Leaving aside who one was rooting for in the 2020 elections, are U.S. voting systems foolproof? For those who are interested, here is a link to the embattled Dominion Voting Systems documentation. The actual core device is a Samsung Galaxy Tab Pro (12.2) tablet running ImageCast X software.
The Smartmatic company, which is connected to elections in several third-world countries, claims no connection with Dominion, but as you can see from Smartmatic’s promotional material, there are superficial resemblances, which prove nothing.
- Dominion and Smartmatic do not collaborate in any way and have no affiliate relationships or financial ties.
- Dominion does not use Smartmatic software.
- The only associations the companies have ever had were:
– In 2009, Smartmatic licensed Dominion machines for use in the Philippines. The contract ended in a lawsuit.- – In 2010, Dominion purchased certain assets from Sequoia, a private U.S. Company. Smartmatic, a previous owner of Sequoia, he pursued legal actions against Dominion.
What one would really like to know, of course, is whether the two systems share the same algorithms, libraries, or methods. This would be possible if the public could see the code.
Can open-source technology, where the code is published for all to see any suspicious items, help keep elections honest and secure? It can’t hurt. “With elections coming under more and more scrutiny due to vulnerable designs, aging machinery, hacking, foreign influence, and human incompetence, the OSET Institute is working on technology that will help ensure that every vote is counted as it was cast.”
With its Trust The Vote Project, the Open Source Election Technology (OSET) Institute is working on making that a reality for elections in the United States and around the world. …
“Around 40 states have voting machines that are a decade old or older,” J. Alex Halderman, a computer science professor at the University of Michigan, tells Politifact. “There are reports of machines misbehaving in this manner after almost every election.” That’s rather alarming. Can open source be a solution to this problem?
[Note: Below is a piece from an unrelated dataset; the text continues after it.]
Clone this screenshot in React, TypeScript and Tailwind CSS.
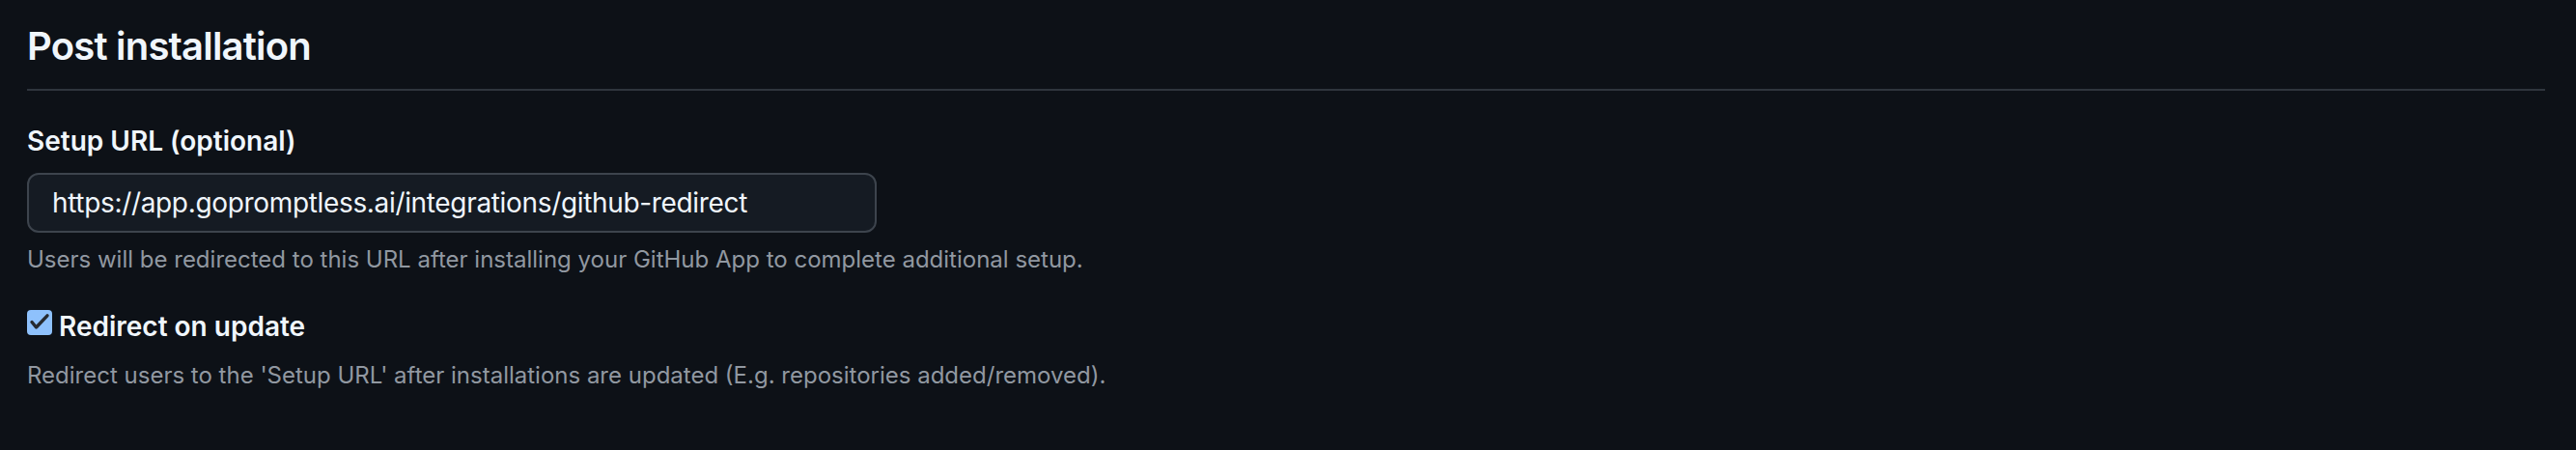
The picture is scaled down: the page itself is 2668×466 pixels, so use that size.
import React, { useState } from 'react';

const font = { fontFamily: 'Inter, "Liberation Sans", Arial, sans-serif' };

export default function App() {
  const [url, setUrl] = useState('https://app.gopromptless.ai/integrations/github-redirect');
  const [redirect, setRedirect] = useState(true);

  return (
    <div className="min-h-[466px] w-full bg-[#0d1117] pl-[28px] pr-[32px] pt-[18px] text-[#f0f6fc]" style={font}>
      <div className="border-b-2 border-[#2f353d] pb-[14px]">
        <h2 className="text-[40px] font-semibold leading-[60px] tracking-[-0.02em]">Post installation</h2>
      </div>

      <div className="mt-[31px]">
        <label htmlFor="setup-url" className="block text-[28px] font-semibold leading-[42px]">
          Setup URL (optional)
        </label>
        <input
          id="setup-url"
          type="text"
          value={url}
          onChange={(e) => setUrl(e.target.value)}
          className="mt-[12px] block h-[62px] w-[880px] rounded-[12px] border-2 border-[#3d444d] bg-[#151b23] px-[24px] text-[28px] tracking-[-0.012em] text-[#f0f6fc] focus:outline-none"
          style={font}
        />
        <p className="mt-[10px] text-[24px] leading-[36px] text-[#9198a1]">
          Users will be redirected to this URL after installing your GitHub App to complete additional setup.
        </p>
      </div>

      <div className="mt-[30px]">
        <label className="flex cursor-pointer items-start gap-[7px]">
          <span
            onClick={() => setRedirect(!redirect)}
            className={`mt-[4px] flex h-[26px] w-[26px] items-center justify-center rounded-[4px] ${
              redirect ? 'bg-[#8ec1fc]' : 'border-2 border-[#3d444d] bg-[#151b23]'
            }`}
          >
            {redirect && (
              <svg width="26" height="26" viewBox="0 0 26 26" fill="none">
                <path
                  d="M5 12.5 L9.5 18 L21 5.8"
                  stroke="#262a30"
                  strokeWidth="3.4"
                  strokeLinecap="round"
                  strokeLinejoin="round"
                />
              </svg>
            )}
          </span>
          <span className="text-[28px] font-semibold leading-[42px]">Redirect on update</span>
        </label>
        <p className="mt-[12px] text-[24px] leading-[36px] text-[#9198a1]">
          Redirect users to the 'Setup URL' after installations are updated (E.g. repositories added/removed).
        </p>
      </div>
    </div>
  );
}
The OSET Institute was founded in January 2007 by venture capital advisers who are alumni of Apple, Mozilla, Netscape, and Sun Microsystems. It is a non-partisan, non-profit 501(c)3 organization that researches and designs public technology—open source technology—for use in the US and around the world.
But perhaps the more obvious place to start in looking at voter systems is with the chain of identity. Dominion’s documentation says: “The voter comes into the polling place and checks in. The poll worker will activate an ID card for the voter, which they will swipe on the tablet in order to bring up the correct ballot style.”
The identity gets created when the voter gets a card from the registration table, as explained in a Dominion Systems product demo. The same procedure is performed in Smartmatic’s demo video at second 26. That identity can vote. If that step is poisoned, everything is poisoned.
It is thus entirely possible for fraud to occur, even if Dominion were foolproof, if the registration list is corrupt. If, for instance, ten dead voters were on the registry, then it would be possible to personate these ghost voters on behalf of whichever candidate is to be favored.
The voter registration rolls are a battleground of American politics. National Public Radio says Democrats complain there are people who should be on the registry who aren’t while Republicans argue there are too many people who are on the list who shouldn’t be—or who are not even alive.
Voting rights groups have said states like Georgia and Wisconsin are improperly purging hundreds of thousands of voters from their systems. Conservative groups say inaccurate rolls invite fraud. And state election officials say they’re just updating their registration lists.
It’s upon this shaky ground that everything has to be built. If only there was some way of beginning the chain of identity with the person himself rather than a controversial list, then the voting could be much more secure. Someone wrote:
Is there any reason you can’t just bring your ballot in, swipe your driver’s lic/ID, to prove it’s you, and have it tabulate your vote? You retain your ballot, now with “I voted” timestamp?
Not in principle. Plus, a real-llfe secure identity would exhibit transaction patterns, move around, travel, and buy stuff like an actual person. Data fusion would spot the fake voters easily. It would be hard to simulate a ghost.
So what drives the political system to rely on methods so open to inaccuracy? Why hasn’t anybody done the open-source reforms and all the rest of it? Because solving election fraud is less a technical challenge than a political one. Cheating has been useful to politicians for a long time. That’s why it’s so hard to remove.